___ INPUT FOR THIS TASK ___
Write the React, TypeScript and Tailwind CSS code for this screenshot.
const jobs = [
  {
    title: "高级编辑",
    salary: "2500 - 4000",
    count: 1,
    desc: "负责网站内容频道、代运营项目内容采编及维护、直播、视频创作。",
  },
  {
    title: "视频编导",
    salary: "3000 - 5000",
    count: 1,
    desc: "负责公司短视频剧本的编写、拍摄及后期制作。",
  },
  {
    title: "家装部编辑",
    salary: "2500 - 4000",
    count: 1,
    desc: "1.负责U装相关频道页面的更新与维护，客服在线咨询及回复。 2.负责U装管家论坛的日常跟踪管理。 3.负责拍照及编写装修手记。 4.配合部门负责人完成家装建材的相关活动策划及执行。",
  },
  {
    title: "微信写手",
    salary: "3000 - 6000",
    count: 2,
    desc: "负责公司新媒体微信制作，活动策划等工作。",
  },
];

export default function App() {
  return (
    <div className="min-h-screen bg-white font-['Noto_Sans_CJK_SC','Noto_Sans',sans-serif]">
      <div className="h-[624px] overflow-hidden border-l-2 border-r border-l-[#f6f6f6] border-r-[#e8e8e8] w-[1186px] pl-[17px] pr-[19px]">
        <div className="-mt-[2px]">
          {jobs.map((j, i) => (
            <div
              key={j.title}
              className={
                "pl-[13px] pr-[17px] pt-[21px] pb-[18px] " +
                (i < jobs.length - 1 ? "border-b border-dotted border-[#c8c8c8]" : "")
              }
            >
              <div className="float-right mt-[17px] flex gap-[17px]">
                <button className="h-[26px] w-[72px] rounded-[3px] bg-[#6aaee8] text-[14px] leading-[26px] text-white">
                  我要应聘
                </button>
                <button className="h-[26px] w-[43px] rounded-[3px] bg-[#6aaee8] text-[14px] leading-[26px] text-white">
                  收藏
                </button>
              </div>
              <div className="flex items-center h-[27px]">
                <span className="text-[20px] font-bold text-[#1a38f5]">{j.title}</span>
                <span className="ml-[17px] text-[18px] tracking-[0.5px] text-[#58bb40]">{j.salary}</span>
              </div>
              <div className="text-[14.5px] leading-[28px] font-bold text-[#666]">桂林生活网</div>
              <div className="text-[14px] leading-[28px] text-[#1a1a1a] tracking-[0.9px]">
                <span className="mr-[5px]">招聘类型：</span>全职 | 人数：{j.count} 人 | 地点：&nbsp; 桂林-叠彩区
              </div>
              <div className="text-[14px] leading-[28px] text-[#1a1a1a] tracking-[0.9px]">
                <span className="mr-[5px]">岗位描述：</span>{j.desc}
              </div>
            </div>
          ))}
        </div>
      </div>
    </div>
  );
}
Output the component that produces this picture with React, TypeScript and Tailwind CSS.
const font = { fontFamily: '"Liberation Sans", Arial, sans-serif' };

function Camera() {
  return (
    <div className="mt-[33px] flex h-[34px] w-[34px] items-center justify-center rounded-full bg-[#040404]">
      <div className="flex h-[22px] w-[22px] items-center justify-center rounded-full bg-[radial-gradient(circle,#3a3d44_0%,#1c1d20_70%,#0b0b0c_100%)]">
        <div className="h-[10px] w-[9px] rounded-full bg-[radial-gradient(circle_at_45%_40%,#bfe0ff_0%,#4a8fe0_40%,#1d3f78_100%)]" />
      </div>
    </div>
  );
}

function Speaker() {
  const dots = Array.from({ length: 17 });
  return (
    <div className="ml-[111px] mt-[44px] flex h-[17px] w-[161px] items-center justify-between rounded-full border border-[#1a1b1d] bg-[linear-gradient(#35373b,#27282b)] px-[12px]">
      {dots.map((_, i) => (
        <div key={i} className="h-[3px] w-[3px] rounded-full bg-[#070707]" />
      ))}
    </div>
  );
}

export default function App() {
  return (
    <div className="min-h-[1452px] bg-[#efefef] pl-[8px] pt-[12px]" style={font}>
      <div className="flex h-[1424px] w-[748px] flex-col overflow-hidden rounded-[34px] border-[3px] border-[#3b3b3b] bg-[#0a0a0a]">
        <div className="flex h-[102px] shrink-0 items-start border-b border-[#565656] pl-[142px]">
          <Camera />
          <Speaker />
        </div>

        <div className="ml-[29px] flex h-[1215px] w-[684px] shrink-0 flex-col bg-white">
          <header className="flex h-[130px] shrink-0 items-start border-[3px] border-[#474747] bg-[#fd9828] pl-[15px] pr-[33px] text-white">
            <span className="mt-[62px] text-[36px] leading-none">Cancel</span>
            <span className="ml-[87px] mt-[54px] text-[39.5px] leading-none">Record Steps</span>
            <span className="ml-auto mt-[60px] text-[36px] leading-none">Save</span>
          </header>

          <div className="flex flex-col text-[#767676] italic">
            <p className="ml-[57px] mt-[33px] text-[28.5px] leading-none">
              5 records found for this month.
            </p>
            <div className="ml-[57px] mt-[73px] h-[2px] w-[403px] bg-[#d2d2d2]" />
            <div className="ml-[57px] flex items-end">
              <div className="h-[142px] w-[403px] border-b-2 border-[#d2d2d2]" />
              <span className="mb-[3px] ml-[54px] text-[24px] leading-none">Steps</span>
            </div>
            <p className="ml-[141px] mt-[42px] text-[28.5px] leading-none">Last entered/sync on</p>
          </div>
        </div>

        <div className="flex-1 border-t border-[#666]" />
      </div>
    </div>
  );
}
___
### REQUIRED WORK
Return the lines above exactly, keeping every word.

### ANSWER TO THE TASK
Write the React, TypeScript and Tailwind CSS code for this screenshot.
const jobs = [
  {
    title: "高级编辑",
    salary: "2500 - 4000",
    count: 1,
    desc: "负责网站内容频道、代运营项目内容采编及维护、直播、视频创作。",
  },
  {
    title: "视频编导",
    salary: "3000 - 5000",
    count: 1,
    desc: "负责公司短视频剧本的编写、拍摄及后期制作。",
  },
  {
    title: "家装部编辑",
    salary: "2500 - 4000",
    count: 1,
    desc: "1.负责U装相关频道页面的更新与维护，客服在线咨询及回复。 2.负责U装管家论坛的日常跟踪管理。 3.负责拍照及编写装修手记。 4.配合部门负责人完成家装建材的相关活动策划及执行。",
  },
  {
    title: "微信写手",
    salary: "3000 - 6000",
    count: 2,
    desc: "负责公司新媒体微信制作，活动策划等工作。",
  },
];

export default function App() {
  return (
    <div className="min-h-screen bg-white font-['Noto_Sans_CJK_SC','Noto_Sans',sans-serif]">
      <div className="h-[624px] overflow-hidden border-l-2 border-r border-l-[#f6f6f6] border-r-[#e8e8e8] w-[1186px] pl-[17px] pr-[19px]">
        <div className="-mt-[2px]">
          {jobs.map((j, i) => (
            <div
              key={j.title}
              className={
                "pl-[13px] pr-[17px] pt-[21px] pb-[18px] " +
                (i < jobs.length - 1 ? "border-b border-dotted border-[#c8c8c8]" : "")
              }
            >
              <div className="float-right mt-[17px] flex gap-[17px]">
                <button className="h-[26px] w-[72px] rounded-[3px] bg-[#6aaee8] text-[14px] leading-[26px] text-white">
                  我要应聘
                </button>
                <button className="h-[26px] w-[43px] rounded-[3px] bg-[#6aaee8] text-[14px] leading-[26px] text-white">
                  收藏
                </button>
              </div>
              <div className="flex items-center h-[27px]">
                <span className="text-[20px] font-bold text-[#1a38f5]">{j.title}</span>
                <span className="ml-[17px] text-[18px] tracking-[0.5px] text-[#58bb40]">{j.salary}</span>
              </div>
              <div className="text-[14.5px] leading-[28px] font-bold text-[#666]">桂林生活网</div>
              <div className="text-[14px] leading-[28px] text-[#1a1a1a] tracking-[0.9px]">
                <span className="mr-[5px]">招聘类型：</span>全职 | 人数：{j.count} 人 | 地点：&nbsp; 桂林-叠彩区
              </div>
              <div className="text-[14px] leading-[28px] text-[#1a1a1a] tracking-[0.9px]">
                <span className="mr-[5px]">岗位描述：</span>{j.desc}
              </div>
            </div>
          ))}
        </div>
      </div>
    </div>
  );
}
Output the component that produces this picture with React, TypeScript and Tailwind CSS.
const font = { fontFamily: '"Liberation Sans", Arial, sans-serif' };

function Camera() {
  return (
    <div className="mt-[33px] flex h-[34px] w-[34px] items-center justify-center rounded-full bg-[#040404]">
      <div className="flex h-[22px] w-[22px] items-center justify-center rounded-full bg-[radial-gradient(circle,#3a3d44_0%,#1c1d20_70%,#0b0b0c_100%)]">
        <div className="h-[10px] w-[9px] rounded-full bg-[radial-gradient(circle_at_45%_40%,#bfe0ff_0%,#4a8fe0_40%,#1d3f78_100%)]" />
      </div>
    </div>
  );
}

function Speaker() {
  const dots = Array.from({ length: 17 });
  return (
    <div className="ml-[111px] mt-[44px] flex h-[17px] w-[161px] items-center justify-between rounded-full border border-[#1a1b1d] bg-[linear-gradient(#35373b,#27282b)] px-[12px]">
      {dots.map((_, i) => (
        <div key={i} className="h-[3px] w-[3px] rounded-full bg-[#070707]" />
      ))}
    </div>
  );
}

export default function App() {
  return (
    <div className="min-h-[1452px] bg-[#efefef] pl-[8px] pt-[12px]" style={font}>
      <div className="flex h-[1424px] w-[748px] flex-col overflow-hidden rounded-[34px] border-[3px] border-[#3b3b3b] bg-[#0a0a0a]">
        <div className="flex h-[102px] shrink-0 items-start border-b border-[#565656] pl-[142px]">
          <Camera />
          <Speaker />
        </div>

        <div className="ml-[29px] flex h-[1215px] w-[684px] shrink-0 flex-col bg-white">
          <header className="flex h-[130px] shrink-0 items-start border-[3px] border-[#474747] bg-[#fd9828] pl-[15px] pr-[33px] text-white">
            <span className="mt-[62px] text-[36px] leading-none">Cancel</span>
            <span className="ml-[87px] mt-[54px] text-[39.5px] leading-none">Record Steps</span>
            <span className="ml-auto mt-[60px] text-[36px] leading-none">Save</span>
          </header>

          <div className="flex flex-col text-[#767676] italic">
            <p className="ml-[57px] mt-[33px] text-[28.5px] leading-none">
              5 records found for this month.
            </p>
            <div className="ml-[57px] mt-[73px] h-[2px] w-[403px] bg-[#d2d2d2]" />
            <div className="ml-[57px] flex items-end">
              <div className="h-[142px] w-[403px] border-b-2 border-[#d2d2d2]" />
              <span className="mb-[3px] ml-[54px] text-[24px] leading-none">Steps</span>
            </div>
            <p className="ml-[141px] mt-[42px] text-[28.5px] leading-none">Last entered/sync on</p>
          </div>
        </div>

        <div className="flex-1 border-t border-[#666]" />
      </div>
    </div>
  );
}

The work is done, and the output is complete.